In Azure table storage's batch save operation, is there an efficient way to replace certain properties on an entity if it already exists; but update all properties for new entities?
Here is the scenario that I am talking about.
I have an entity called Order
public class Order : TableEntity
{
public Order(String department, string orderId)
{
this.PartitionKey = department;
this.RowKey = orderId;
}
public DateTime CreatedOn {get; set;}
public String CreatedBy {get; set;}
public DateTime UpdatedOn {get; set;}
public String UpdatedBy {get; set;}
//Class contains other properties which could add up to 1MB
}
Scenario
- Azure Table Storage has order entities with RowKeys [0..100]

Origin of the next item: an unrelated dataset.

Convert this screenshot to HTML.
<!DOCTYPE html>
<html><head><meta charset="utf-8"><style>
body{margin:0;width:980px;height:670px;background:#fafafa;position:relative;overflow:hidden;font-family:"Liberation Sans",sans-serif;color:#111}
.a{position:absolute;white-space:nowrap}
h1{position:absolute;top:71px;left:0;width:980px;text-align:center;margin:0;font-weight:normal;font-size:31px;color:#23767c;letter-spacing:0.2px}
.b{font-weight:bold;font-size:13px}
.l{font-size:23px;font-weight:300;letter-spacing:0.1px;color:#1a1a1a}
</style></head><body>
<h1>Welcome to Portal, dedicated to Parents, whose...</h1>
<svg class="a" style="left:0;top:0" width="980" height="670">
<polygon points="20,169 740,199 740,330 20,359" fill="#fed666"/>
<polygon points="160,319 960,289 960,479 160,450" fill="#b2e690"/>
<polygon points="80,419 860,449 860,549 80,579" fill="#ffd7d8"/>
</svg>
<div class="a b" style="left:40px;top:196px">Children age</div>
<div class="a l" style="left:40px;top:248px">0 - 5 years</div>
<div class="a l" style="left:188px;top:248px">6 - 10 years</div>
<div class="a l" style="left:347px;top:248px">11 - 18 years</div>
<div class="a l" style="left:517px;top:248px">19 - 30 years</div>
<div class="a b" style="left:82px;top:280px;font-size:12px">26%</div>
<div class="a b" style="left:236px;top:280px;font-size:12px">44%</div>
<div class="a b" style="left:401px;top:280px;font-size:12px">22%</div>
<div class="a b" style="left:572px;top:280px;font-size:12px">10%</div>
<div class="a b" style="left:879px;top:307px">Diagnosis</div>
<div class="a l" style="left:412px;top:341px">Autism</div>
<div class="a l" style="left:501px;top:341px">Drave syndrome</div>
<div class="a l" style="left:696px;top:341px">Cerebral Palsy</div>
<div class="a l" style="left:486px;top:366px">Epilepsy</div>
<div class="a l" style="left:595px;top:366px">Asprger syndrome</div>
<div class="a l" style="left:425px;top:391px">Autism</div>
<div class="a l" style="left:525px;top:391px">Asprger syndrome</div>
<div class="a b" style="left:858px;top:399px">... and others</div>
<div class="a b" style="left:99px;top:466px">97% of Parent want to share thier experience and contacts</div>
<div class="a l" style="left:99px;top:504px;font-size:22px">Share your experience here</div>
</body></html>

- My API receives an upsert request for orders with RowKeys [50..150].
- In a single batch transaction I need to update certain properties on orders [50-100] and create new order entities [101-150] on azure.
- Note: On the existing orders [50..100], all properties except the CreatedOn, CreatedBy, PartitionKey and RowKey needs to be updated.

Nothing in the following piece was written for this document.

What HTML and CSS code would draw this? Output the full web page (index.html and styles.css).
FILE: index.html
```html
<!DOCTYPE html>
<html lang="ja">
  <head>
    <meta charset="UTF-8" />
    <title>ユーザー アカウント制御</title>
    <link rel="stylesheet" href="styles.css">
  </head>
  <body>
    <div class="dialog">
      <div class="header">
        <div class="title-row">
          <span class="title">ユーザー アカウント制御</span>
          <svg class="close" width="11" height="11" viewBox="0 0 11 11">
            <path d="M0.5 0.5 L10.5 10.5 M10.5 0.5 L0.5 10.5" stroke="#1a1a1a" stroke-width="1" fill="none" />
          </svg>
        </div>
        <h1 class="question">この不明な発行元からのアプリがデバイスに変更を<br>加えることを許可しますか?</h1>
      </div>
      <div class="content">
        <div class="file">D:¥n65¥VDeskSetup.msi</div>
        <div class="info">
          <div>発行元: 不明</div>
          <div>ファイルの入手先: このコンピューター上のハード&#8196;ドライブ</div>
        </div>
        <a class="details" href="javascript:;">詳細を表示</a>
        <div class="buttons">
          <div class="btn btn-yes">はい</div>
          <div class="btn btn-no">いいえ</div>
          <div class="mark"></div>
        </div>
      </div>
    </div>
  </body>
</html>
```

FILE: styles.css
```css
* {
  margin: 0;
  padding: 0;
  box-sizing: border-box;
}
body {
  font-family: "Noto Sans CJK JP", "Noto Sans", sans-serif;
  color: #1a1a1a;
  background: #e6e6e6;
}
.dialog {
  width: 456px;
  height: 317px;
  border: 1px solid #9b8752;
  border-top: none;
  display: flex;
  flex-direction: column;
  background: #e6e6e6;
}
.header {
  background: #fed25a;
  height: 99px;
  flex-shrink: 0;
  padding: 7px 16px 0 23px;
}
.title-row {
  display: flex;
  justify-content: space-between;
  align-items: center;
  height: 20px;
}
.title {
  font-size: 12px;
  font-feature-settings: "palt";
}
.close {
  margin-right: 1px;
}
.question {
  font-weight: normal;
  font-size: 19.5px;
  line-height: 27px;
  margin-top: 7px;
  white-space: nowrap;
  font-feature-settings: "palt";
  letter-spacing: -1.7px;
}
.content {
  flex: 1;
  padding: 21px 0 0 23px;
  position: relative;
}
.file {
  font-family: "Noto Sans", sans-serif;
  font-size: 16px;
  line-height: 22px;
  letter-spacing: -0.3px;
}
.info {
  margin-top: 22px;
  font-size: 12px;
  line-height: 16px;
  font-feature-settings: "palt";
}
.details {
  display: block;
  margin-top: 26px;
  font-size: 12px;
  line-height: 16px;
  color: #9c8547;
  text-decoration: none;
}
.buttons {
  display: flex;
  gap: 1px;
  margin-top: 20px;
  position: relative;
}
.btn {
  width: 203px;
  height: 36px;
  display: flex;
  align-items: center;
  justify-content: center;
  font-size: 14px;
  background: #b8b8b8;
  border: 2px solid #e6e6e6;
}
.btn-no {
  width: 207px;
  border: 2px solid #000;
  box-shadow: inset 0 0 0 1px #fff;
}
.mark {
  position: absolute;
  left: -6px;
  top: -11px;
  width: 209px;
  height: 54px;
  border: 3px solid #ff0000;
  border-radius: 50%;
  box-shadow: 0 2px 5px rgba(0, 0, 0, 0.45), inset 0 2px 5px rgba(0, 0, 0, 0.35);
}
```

Can I do it in a single step without reading contents from the Table Store?
Here is a one way to do it (very rough pseudo code)

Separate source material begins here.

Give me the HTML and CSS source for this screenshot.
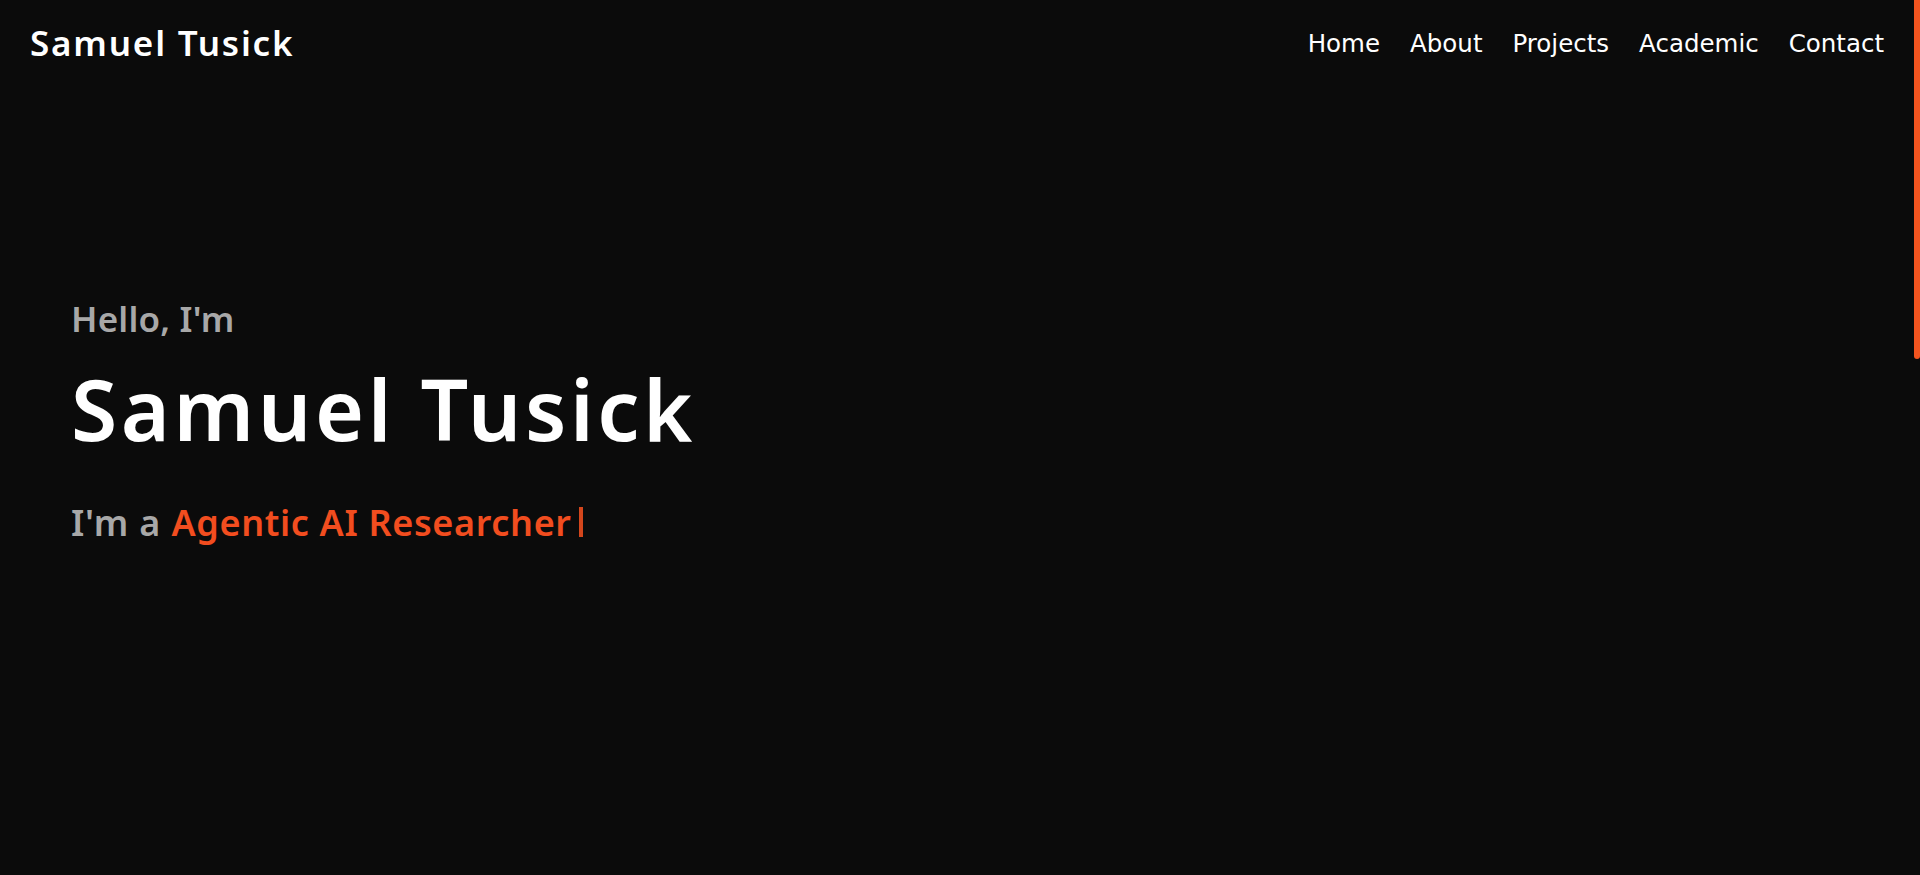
FILE: index.html
```html
<!DOCTYPE html>
<html lang="en">
<head>
<meta charset="utf-8">
<title>Samuel Tusick</title>
<link rel="stylesheet" href="styles.css">
</head>
<body>
<header class="site-header">
  <a class="logo" href="#">Samuel Tusick</a>
  <nav class="nav">
    <a href="#">Home</a>
    <a href="#">About</a>
    <a href="#">Projects</a>
    <a href="#">Academic</a>
    <a href="#">Contact</a>
  </nav>
</header>
<main>
  <section class="hero">
    <div class="hero-content">
      <p class="hero-greeting">Hello, I'm</p>
      <h1 class="hero-name">Samuel Tusick</h1>
      <p class="hero-tagline"><span>I'm a</span> <span class="hero-role">Agentic AI Researcher</span><span class="cursor"></span></p>
    </div>
  </section>
</main>
<div class="scroll-thumb" aria-hidden="true"></div>
</body>
</html>
```
FILE: styles.css
```css
* { box-sizing: border-box; }
html { background: #0b0b0b; }
body {
  margin: 0;
  background: #0b0b0b;
  color: #fff;
  font-family: "Noto Sans", "DejaVu Sans", sans-serif;
}
a { color: inherit; text-decoration: none; }
.site-header {
  height: 86px;
  padding: 0 36px 0 30px;
  display: flex;
  align-items: center;
  justify-content: space-between;
}
.logo { font-size: 35px; font-weight: 600; letter-spacing: 1.8px; line-height: 1.2; }
.nav { display: flex; gap: 30px; padding-top: 1px; }
.nav a { font-family: "DejaVu Sans", sans-serif; font-size: 24.5px; font-weight: 400; line-height: 1.2; }
.hero {
  min-height: 789px;
  padding: 212px 72px 0 71px;
}
.hero-content { display: flex; flex-direction: column; align-items: flex-start; }
.hero-greeting { margin: 0; font-size: 35px; font-weight: 600; line-height: 1.2; letter-spacing: 0.2px; color: #a8a8a8; }
.hero-name { margin: 19px 0 0; font-size: 84px; font-weight: 600; line-height: 1.2; letter-spacing: 3.6px; color: #fff; }
.hero-tagline { margin: 41.6px 0 0; font-size: 36px; font-weight: 600; line-height: 1.2; letter-spacing: 0.8px; color: #a8a8a8; white-space: nowrap; }
.hero-role { color: #f24d1f; letter-spacing: 0.65px; }
.cursor { display: inline-block; width: 4px; height: 30px; background: #d4461c; margin-left: 7px; vertical-align: -1px; }
.scroll-thumb { position: fixed; top: 0; right: 0; width: 6px; height: 359px; background: #f2541f; border-radius: 0 0 3px 3px; }
```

function Upsert(Dictionary<String, Order> ordersInput)
{
//1. Read existing ordersInput from database
var existingOrders = Retrieve(ordersInput.Values);
//2. Update 'ordersInput' with existing data
foreach(var existingOrder in existingOrders)
{
if(ordersInput.ContainsKey(existingOrder.RowKey)
{
ordersInput[existingOrder.RowKey].CreatedOn = existingOrder.CreatedOn;
ordersInput[existingOrder.RowKey].CreatedBy = existingOrder.CreatedBy;
}
}
//Save all merged orders to Azure
SaveToAzure(existingOrders);
}
The issue I have with the above approach is that each order entity is 1 MB in size and reading all entities bogs down the API save operation.
Is there a more efficient way to perform the conditional merge entirely on azure?
I was also thinking about doing a batch insert in the following way
- Do a batch Insert on all orders
- If the previous step fails with "The specified entity already exists", then create two new batches (one with existing row keys and other with new ones) and take care of each one individually
(The above approach sounds hacky and I think it might cause a bunch of concurrency issues)